Facebook’s decision to block access to some academics researching political ads and disinformation has been criticised by UK and US politicians.
Damian Collins MP accused Facebook of shutting down legitimate research to protect its own interests.
And Senate committee chairmen Ron Wyden and Mark Warner also spoke out.
Facebook has accused researchers from New York University’s Cybersecurity for Democracy team of collecting user data without consent.
On Tuesday, the social network disabled their accounts and blocked access to the platform, saying the team’s Ad Observer browser extension breached its policies.
The team’s project asks people to install the extension, which then enables them to share information with researchers about the Facebook ads they see.
Cybersecurity for Democracy projects have included research into misleading political ads, right-wing misinformation and false claims about vaccines and Covid-19.
But Facebook’s product management director Mike Clark blogged that research should not happen at the expense of people’s privacy, and said they had violated the company’s terms of service.

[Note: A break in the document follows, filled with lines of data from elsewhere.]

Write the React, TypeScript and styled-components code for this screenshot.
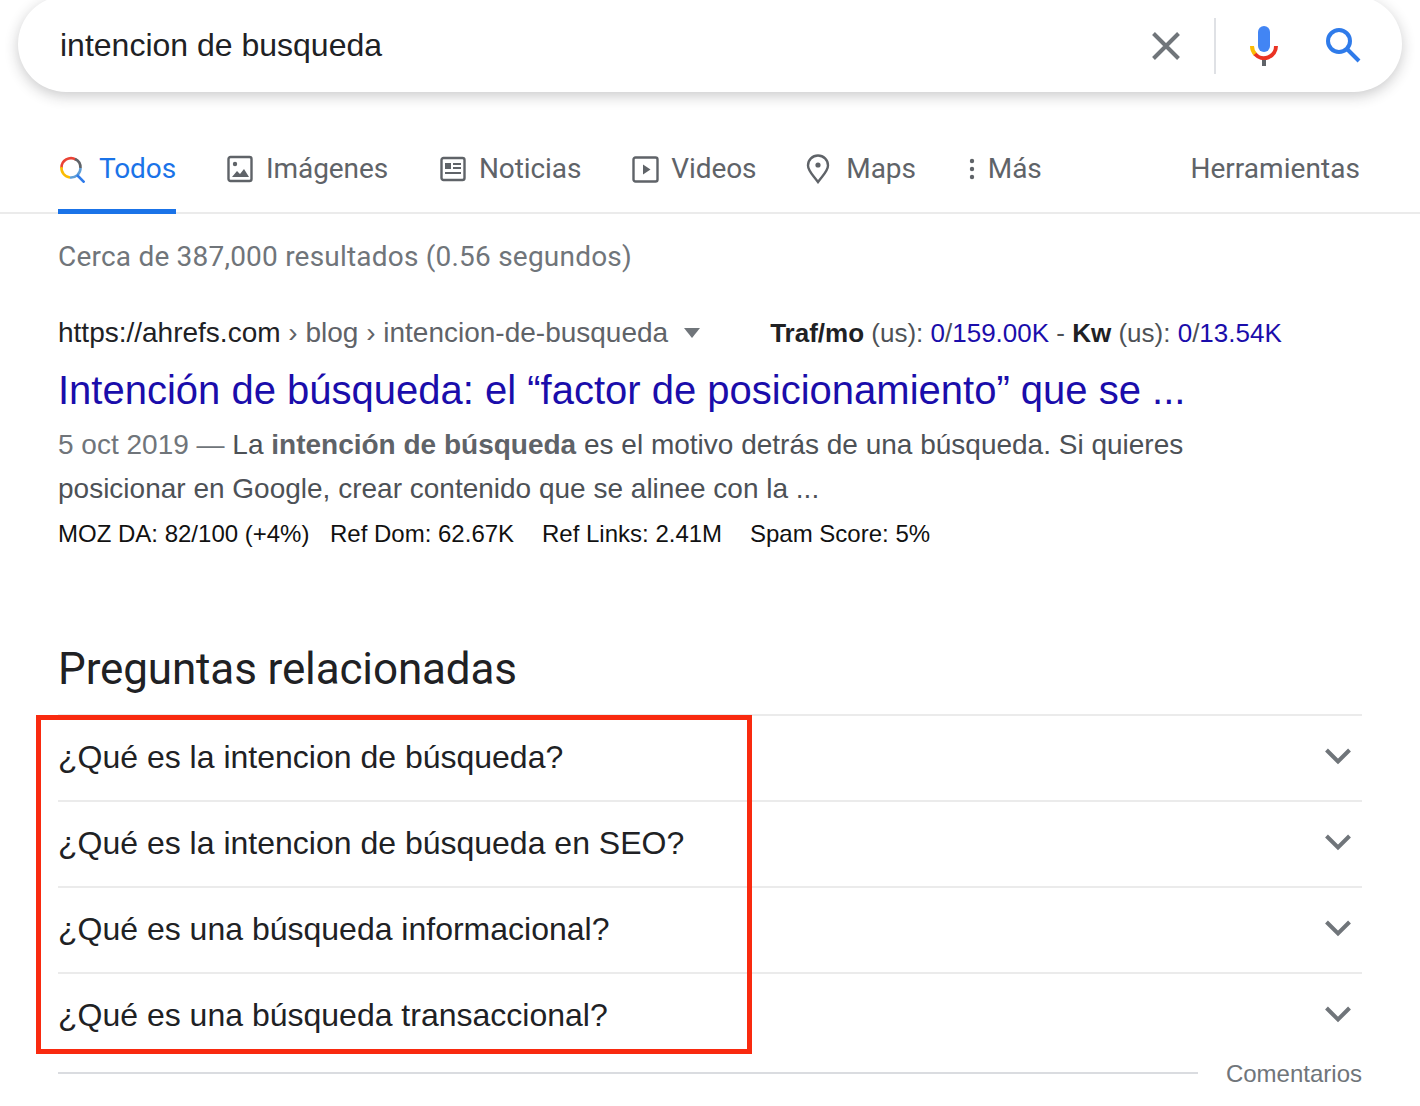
import React from 'react';
import styled, { createGlobalStyle } from 'styled-components';

const Global = createGlobalStyle`
  html, body { margin: 0; padding: 0; background: #fff; }
  body { font-family: "Liberation Sans", Arial, sans-serif; color: #202124; }
`;
const Page = styled.div`
  position: relative; width: 1420px; height: 1106px; overflow: hidden; background: #fff;
`;
const SearchBar = styled.div`
  margin: -4px 18px 0; height: 96px; border-radius: 48px;
  background: #fff; box-shadow: 0 4px 14px rgba(32,33,36,.24);
  display: flex; align-items: center; padding: 0 41px 0 42px; box-sizing: border-box;
`;
const SearchText = styled.div`
  flex: 1; font-size: 32px; line-height: 40px; color: #202124; margin-top: 2px;
`;
const Divider = styled.div`
  width: 2px; height: 56px; background: #dfe1e5; margin: 4px 33px 0 32px;
`;
const BarIcon = styled.svg`display: block; flex: none;`;
const ClearIcon = styled(BarIcon)`margin-top: 4px;`;
const MicIcon = styled(BarIcon)`margin-top: 4px;`;
const SearchBtn = styled(BarIcon)`margin-left: 46px; margin-top: 1px;`;

const Tabs = styled.nav`
  margin-top: 48px; height: 74px; box-sizing: border-box; padding: 0 60px 0 58px;
  border-bottom: 2px solid #ebebeb; display: flex; align-items: flex-start;
  font-family: Roboto, sans-serif; font-size: 28px; color: #5f6368; letter-spacing: -.1px;
`;
const Tab = styled.div<{ $active?: boolean; $gap: number; $mr: number }>`
  height: 74px; box-sizing: border-box; display: flex; align-items: center; gap: ${p => p.$gap}px;
  margin-right: ${p => p.$mr}px; padding-bottom: 16px; line-height: 40px;
  color: ${p => (p.$active ? '#1a73e8' : '#5f6368')};
  border-bottom: ${p => (p.$active ? '5px solid #1a73e8' : '0')};
  ${p => (p.$active ? 'padding-bottom: 11px;' : '')}
`;
const Tools = styled.div`margin-left: auto; height: 56px; display: flex; align-items: center; letter-spacing: .05px;`;

const Content = styled.main`padding: 0 58px;`;
const Stats = styled.div`
  margin-top: 23px; font-family: Roboto, sans-serif; font-size: 28px; line-height: 40px; color: #70757a; letter-spacing: .21px;
`;
const CiteRow = styled.div`
  margin-top: 36px; height: 40px; display: flex; align-items: center; font-size: 28px; line-height: 40px; color: #5f6368;
`;
const Host = styled.span`color: #202124;`;
const Caret = styled.span`
  width: 0; height: 0; border-left: 8px solid transparent; border-right: 8px solid transparent;
  border-top: 10px solid #70757a; margin: 0 70px 0 16px;
`;
const Metric = styled.span`font-size: 26px; color: #4d5156;`;
const Bold = styled.b`color: #202124;`;
const MetricLink = styled.span`color: #1a0dab;`;
const Title = styled.h3`
  margin: 11px 0 0; font-weight: 400; font-size: 40px; line-height: 52px; color: #1a0dab;
`;
const Snippet = styled.div`
  margin-top: 7px; font-size: 28px; line-height: 44px; color: #4d5156;
`;
const SnipDate = styled.span`color: #70757a;`;
const SnipBold = styled.b`color: #5f6368;`;
const Seo = styled.div`
  margin-top: 5px; font-size: 24px; line-height: 36px; color: #111; display: flex;
`;
const SeoItem = styled.span<{ $w: number }>`width: ${p => p.$w}px; flex: none;`;
const Heading = styled.h2`
  margin: 89px 0 0; font-family: Roboto, sans-serif; font-weight: 400; font-size: 44px; line-height: 56px; color: #202124;
  letter-spacing: -.13px;
`;
const List = styled.div`margin-top: 17px; border-top: 2px solid #ebebeb;`;
const Row = styled.div`
  height: 86px; box-sizing: border-box; border-bottom: 2px solid #ebebeb; display: flex; align-items: center;
  justify-content: space-between; font-size: 32px; color: #202124; padding: 0 10px 2px 0;
`;
const LastRow = styled(Row)`border-bottom-color: transparent;`;
const ChevronIcon = styled.svg`display: block; margin-bottom: 2px;`;
const Footer = styled.div`
  margin-top: -1px; display: flex; align-items: center; gap: 28px; font-size: 24px; line-height: 30px; color: #70757a;
`;
const FooterLine = styled.div`flex: 1; height: 2px; margin-bottom: 2px; background: #dadce0;`;
const RedBox = styled.div`
  position: absolute; left: 36px; top: 715px; width: 716px; height: 339px; box-sizing: border-box;
  border: 5px solid #f92a0f;
`;

const Chevron = () => (
  <ChevronIcon width="28" height="18" viewBox="0 0 28 18"><path d="M2.500 3 14 14.500 25.500 3" fill="none" stroke="#70757a" strokeWidth="4" /></ChevronIcon>
);
const questions = ['¿Qué es la intencion de búsqueda?', '¿Qué es la intencion de búsqueda en SEO?', '¿Qué es una búsqueda informacional?'];

export default function App() {
  return (
    <Page>
      <Global />
      <SearchBar>
        <SearchText>intencion de busqueda</SearchText>
        <ClearIcon width="32" height="32" viewBox="0 0 32 32"><path d="M3.500 3.500 28.500 28.500M28.500 3.500 3.500 28.500" stroke="#70757a" strokeWidth="4" fill="none" /></ClearIcon>
        <Divider />
        <MicIcon width="30" height="40" viewBox="0 0 30 40">
          <rect x="9" y="0" width="12" height="26" rx="6" fill="#4285f4" />
          <rect x="13" y="33" width="4" height="7" fill="#5f6368" />
          <path d="M3 20a12 12 0 0 0 3.500 8.500" fill="none" stroke="#fbbc04" strokeWidth="4" />
          <path d="M6 28a12 12 0 0 0 21-8" fill="none" stroke="#ea3323" strokeWidth="4" />
        </MicIcon>
        <SearchBtn width="36" height="36" viewBox="0 0 36 36">
          <circle cx="14" cy="14" r="11" fill="none" stroke="#2f7bea" strokeWidth="4" />
          <path d="M22 22 34 34" stroke="#2f7bea" strokeWidth="4" fill="none" />
        </SearchBtn>
      </SearchBar>
      <Tabs>
        <Tab $active $gap={14} $mr={51}>
          <svg width="27" height="28" viewBox="0 0 27 28">
            <path d="M3.500 13A9.500 9.500 0 0 1 18 4.600" fill="none" stroke="#ea4335" strokeWidth="2.600" />
            <path d="M3.500 12A9.500 9.500 0 0 0 12 22.500" fill="none" stroke="#fbbc04" strokeWidth="2.600" />
            <path d="M12 22.500A9.500 9.500 0 0 0 22.500 13" fill="none" stroke="#5f9ed6" strokeWidth="2.600" />
            <path d="M17 4A9.500 9.500 0 0 1 22.500 13" fill="none" stroke="#5f6368" strokeWidth="2.600" />
            <path d="M19 20 26.500 27.500" stroke="#2f7bea" strokeWidth="2.600" fill="none" />
          </svg>
          Todos
        </Tab>
        <Tab $gap={13} $mr={52}>
          <svg width="26" height="28" viewBox="0 0 26 28" fill="none">
            <rect x="1.500" y="2" width="23" height="24" rx="2" stroke="#5f6368" strokeWidth="2.400" />
            <circle cx="8" cy="9" r="2.200" fill="#5f6368" /><path d="M5 22l5-6 3 3 4-5 5 8z" fill="#5f6368" />
          </svg>
          Imágenes
        </Tab>
        <Tab $gap={13} $mr={51}>
          <svg width="26" height="26" viewBox="0 0 26 26" fill="none">
            <rect x="1.500" y="2" width="23" height="22" rx="2" stroke="#5f6368" strokeWidth="2.400" />
            <rect x="5" y="7" width="6" height="6" fill="#5f6368" /><path d="M13 8h8M13 12h8M5 17h16" stroke="#5f6368" strokeWidth="2" />
          </svg>
          Noticias
        </Tab>
        <Tab $gap={12} $mr={50}>
          <svg width="27" height="27" viewBox="0 0 27 27" fill="none">
            <rect x="1.500" y="1.500" width="24" height="24" rx="2" stroke="#5f6368" strokeWidth="2.400" /><path d="M11 8.500v10l7.500-5z" fill="#5f6368" />
          </svg>
          Videos
        </Tab>
        <Tab $gap={16} $mr={52}>
          <svg width="24" height="30" viewBox="0 0 24 30" fill="none">
            <path d="M12 28C7 21 2 17 2 11.500a10 10 0 0 1 20 0C22 17 17 21 12 28z" stroke="#5f6368" strokeWidth="2.400" /><circle cx="12" cy="11" r="2.600" fill="#5f6368" />
          </svg>
          Maps
        </Tab>
        <Tab $gap={12} $mr={0}>
          <svg width="8" height="24" viewBox="0 0 8 24" fill="#5f6368"><circle cx="4" cy="4" r="2.200" /><circle cx="4" cy="12" r="2.200" /><circle cx="4" cy="20" r="2.200" /></svg>
          Más
        </Tab>
        <Tools>Herramientas</Tools>
      </Tabs>
      <Content>
        <Stats>Cerca de 387,000 resultados (0.56 segundos)</Stats>
        <CiteRow>
          <Host>https://ahrefs.com</Host>&nbsp;› blog › intencion-de-busqueda
          <Caret />
          <Metric>
            <Bold>Traf/mo</Bold> (us): <MetricLink>0</MetricLink>/<MetricLink>159.00K</MetricLink> - <Bold>Kw</Bold> (us): <MetricLink>0</MetricLink>/<MetricLink>13.54K</MetricLink>
          </Metric>
        </CiteRow>
        <Title>Intención de búsqueda: el “factor de posicionamiento” que se ...</Title>
        <Snippet>
          <SnipDate>5 oct 2019 — </SnipDate>La <SnipBold>intención de búsqueda</SnipBold> es el motivo detrás de una búsqueda. Si quieres<br />
          posicionar en Google, crear contenido que se alinee con la ...
        </Snippet>
        <Seo>
          <SeoItem $w={272}>MOZ DA: 82/100 (+4%)</SeoItem>
          <SeoItem $w={212}>Ref Dom: 62.67K</SeoItem>
          <SeoItem $w={208}>Ref Links: 2.41M</SeoItem>
          <SeoItem $w={200}>Spam Score: 5%</SeoItem>
        </Seo>
        <Heading>Preguntas relacionadas</Heading>
        <List>
          {questions.map(q => <Row key={q}>{q}<Chevron /></Row>)}
          <LastRow>¿Qué es una búsqueda transaccional?<Chevron /></LastRow>
        </List>
        <Footer><FooterLine />Comentarios</Footer>
      </Content>
      <RedBox />
    </Page>
  );
}
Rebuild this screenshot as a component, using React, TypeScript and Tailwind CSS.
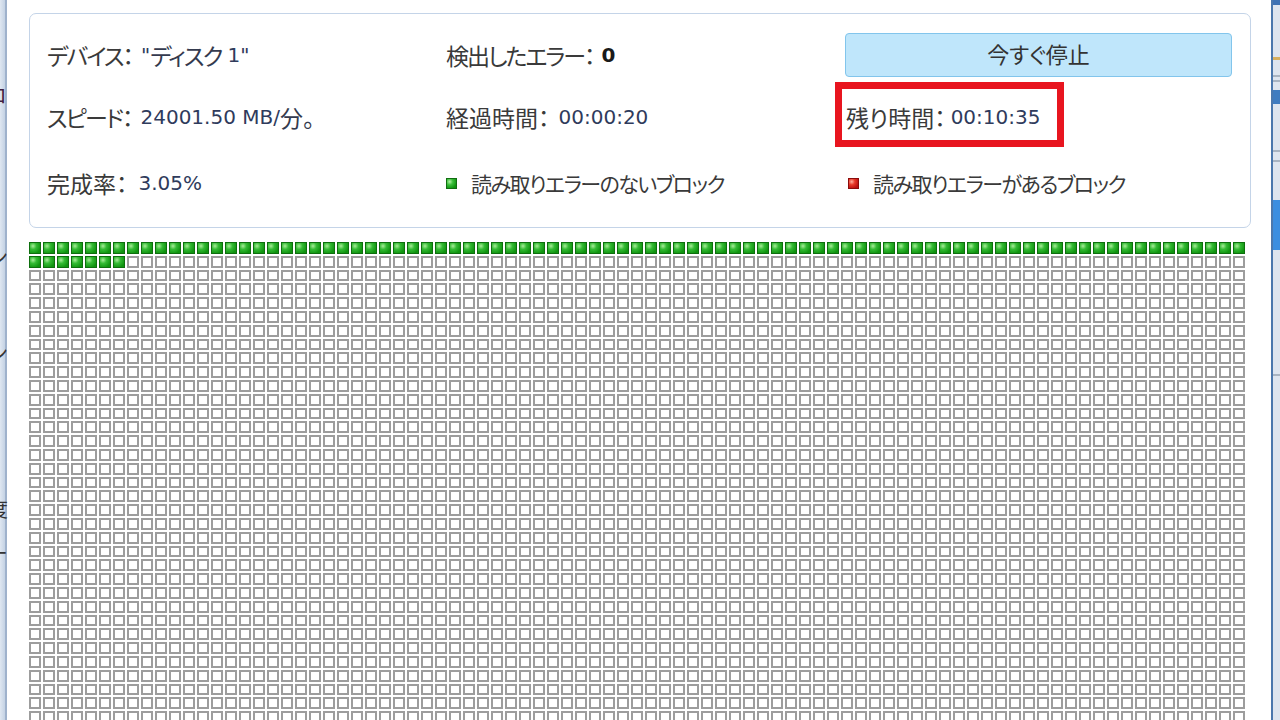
import React from 'react'

const jp = "font-['Noto_Sans_CJK_JP',sans-serif] [font-feature-settings:'palt']"
const latin = "font-['DejaVu_Sans','Noto_Sans_CJK_JP',sans-serif]"

const COLS = 87
const ROWS = 35
const DONE = 94

function Label({ children, tight }: { children: React.ReactNode; tight?: boolean }) {
  return (
    <span className={`${jp} text-[23px] leading-none text-[#3a3a3a] ${tight ? 'tracking-[-2px]' : ''}`}>
      {children}
    </span>
  )
}

function Num({ children, bold }: { children: React.ReactNode; bold?: boolean }) {
  return (
    <span className={`${latin} text-[20px] leading-none ${bold ? 'font-bold text-[#1a1a1a]' : 'text-[#2f3b5c]'}`}>
      {children}
    </span>
  )
}

function Kana({ children, tight }: { children: React.ReactNode; tight?: boolean }) {
  return (
    <span className={`${jp} text-[23px] leading-none text-[#343a4e] ${tight ? 'tracking-[-2px]' : ''}`}>
      {children}
    </span>
  )
}

function Field({
  label,
  children,
  gap,
  tight,
}: {
  label: string
  children: React.ReactNode
  gap: string
  tight?: boolean
}) {
  return (
    <div className="flex items-center whitespace-nowrap">
      <Label tight={tight}>{label}</Label>
      <span className={`${gap} flex items-center`}>{children}</span>
    </div>
  )
}

function LegendSquare({ color }: { color: 'green' | 'red' }) {
  const cls =
    color === 'green'
      ? 'border-[#116d11] bg-[radial-gradient(circle_at_30%_30%,#b4f0a4_0%,#3cc03c_35%,#0f920f_80%)]'
      : 'border-[#8a0c0c] bg-[radial-gradient(circle_at_30%_30%,#ffb0a0_0%,#e83a2a_35%,#b80f0f_80%)]'
  return <span className={`inline-block h-[11px] w-[11px] border ${cls}`} />
}

function Legend({ color, text }: { color: 'green' | 'red'; text: string }) {
  return (
    <div className="flex items-center whitespace-nowrap">
      <LegendSquare color={color} />
      <span className={`${jp} ml-[14px] text-[21px] leading-none tracking-[-1.5px] text-[#3a3a3a]`}>{text}</span>
    </div>
  )
}

function LeftEdge() {
  return (
    <div className="relative h-full w-[10px] shrink-0 overflow-hidden">
      <div className="h-full w-[7px] border-r-2 border-[#9fb2cc] bg-[linear-gradient(90deg,#dfe7f1,#c4d2e4)]" />
      <span className={`${jp} absolute left-[-12px] top-[80px] text-[20px] text-[#402040]`}>コ</span>
      <span className={`${jp} absolute left-[-11px] top-[242px] text-[20px] text-[#333]`}>ン</span>
      <span className={`${jp} absolute left-[-11px] top-[338px] text-[20px] text-[#333]`}>ン</span>
      <span className={`${jp} absolute left-[-12px] top-[494px] text-[20px] text-[#333]`}>度</span>
      <span className={`${jp} absolute left-[-12px] top-[538px] text-[20px] text-[#333]`}>ー</span>
    </div>
  )
}

function RightEdge() {
  return (
    <div className="flex h-full w-[9px] shrink-0 border-l-2 border-[#4b78ad] bg-[#dde5ef]">
      <div className="flex w-full flex-col">
        <div className="h-[5px] bg-[#3d72b4]" />
        <div className="h-[52px]" />
        <div className="h-[3px] bg-[#d6b060]" />
        <div className="h-[15px]" />
        <div className="h-[2px] bg-[#a8b4c2]" />
        <div className="h-[3px]" />
        <div className="h-[2px] bg-[#a8b4c2]" />
        <div className="h-[8px]" />
        <div className="h-[14px] bg-[#3f7cc0]" />
        <div className="h-[46px]" />
        <div className="h-[2px] bg-[#a8b4c2]" />
        <div className="h-[8px]" />
        <div className="h-[2px] bg-[#a8b4c2]" />
        <div className="h-[38px]" />
        <div className="h-[50px] bg-[#3b8ee0]" />
        <div className="h-[124px]" />
        <div className="h-[2px] bg-[#a8b4c2]" />
      </div>
    </div>
  )
}

function Cell({ done }: { done: boolean }) {
  return done ? (
    <div className="h-[11.8px] w-[12px] border border-[#0e6f0e] bg-[radial-gradient(circle_at_30%_30%,#a8ec98_0%,#34bb34_35%,#0f930f_80%)]" />
  ) : (
    <div className="h-[11.8px] w-[12px] border-2 border-[#9d9d9d] bg-white" />
  )
}

export default function App() {
  const cells = Array.from({ length: COLS * ROWS }, (_, i) => i < DONE)

  return (
    <div className="flex h-[720px] w-[1280px] overflow-hidden bg-white">
      <LeftEdge />

      <main className="flex-1 pl-[19px] pt-[13px]">
        <section className="w-[1222px] rounded-[7px] border-[1.5px] border-[#c4d4e8] bg-white pb-[22px] pl-[17px] pt-[19px]">
          <div className="grid grid-cols-[399px_399px_387px]">
            <div className="flex h-[44px] items-center">
              <Field label="デバイス：" gap="ml-[9px]" tight>
                <Num>"</Num>
                <Kana tight>ディスク</Kana>
                <Num>&nbsp;1"</Num>
              </Field>
            </div>
            <div className="flex h-[44px] items-center">
              <Field label="検出したエラー：" gap="ml-[8px]" tight>
                <Num bold>0</Num>
              </Field>
            </div>
            <button
              type="button"
              className="h-[44px] rounded-[4px] border-[1.5px] border-[#82c5ec] bg-[#bfe6fb] text-center"
            >
              <span className={`${jp} text-[22px] leading-none text-[#333]`}>今すぐ停止</span>
            </button>

            <div className="mt-[18px] flex h-[44px] items-center">
              <Field label="スピード：" gap="ml-[9px]" tight>
                <Num>24001.50 MB/</Num>
                <Kana>分。</Kana>
              </Field>
            </div>
            <div className="mt-[18px] flex h-[44px] items-center">
              <Field label="経過時間：" gap="ml-[9px]">
                <Num>00:00:20</Num>
              </Field>
            </div>
            <div className="relative mt-[18px] flex h-[44px] items-center pl-[1px]">
              <Field label="残り時間：" gap="ml-[5px]">
                <Num>00:10:35</Num>
              </Field>
              <div className="pointer-events-none absolute left-[-10px] top-[-13px] h-[65px] w-[229px] border-[7px] border-[#e8151f]" />
            </div>

            <div className="mt-[22px] flex h-[44px] items-center">
              <Field label="完成率：" gap="ml-[11px]">
                <Num>3.05%</Num>
              </Field>
            </div>
            <div className="mt-[22px] flex h-[44px] items-center">
              <Legend color="green" text="読み取りエラーのないブロック" />
            </div>
            <div className="mt-[22px] flex h-[44px] items-center pl-[3px]">
              <Legend color="red" text="読み取りエラーがあるブロック" />
            </div>
          </div>
        </section>

        <div className="mt-[14px] grid grid-cols-[repeat(87,12px)] gap-x-[2px] gap-y-[2px]">
          {cells.map((done, i) => (
            <Cell key={i} done={done} />
          ))}
        </div>
      </main>

      <RightEdge />
    </div>
  )
}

“The researchers gathered data by creating a browser extension that was programmed to evade our detection systems and scrape data such as user names, ads, links to user profiles… some of which is not publicly viewable on the platform.”
He said the company had tried for months to provide the researchers with the access they had asked for in a “privacy-protected way”.
According to Facebook, the browser extension collected information about the publisher of each ad without their consent, including at least their first and last names, user name, Facebook ID, and link to profile photo.
The academics maintain that all they collect is data on advertisements.
Following Facebook’s decision, they have attracted influential political support.
‘Deeply concerning’
Mr Wyden, chairman of the Senate Finance Committee, accused Facebook of hypocrisy and using privacy as an “excuse to crack down on researchers exposing its problems”.
And Mr Warner, who chairs the Senate Intelligence Committee, called the action “deeply concerning”.
Mr Collins, former Digital, Culture, Media and Sport Select Committee chairman, who led its investigation into the Cambridge Analytica scandal, accused Facebook of “protecting their own interests” instead of allowing independent scrutiny of its advertising tools.
“To say that it’s to protect users’ data is laughable – the academic project doesn’t scrape user data, it allows users to opt in and voluntarily donate information about the ads they see on Facebook,” he wrote.
Code review
Mozilla, the company behind the Firefox browser, has also blogged in support of the researchers.
It said it had reviewed the code in the Ad Observer extension, adding: “It collects ads, targeting parameters and metadata associated with the ads.
“It does not collect personal posts or information about your friends. And it does not compile a user profile on its servers”.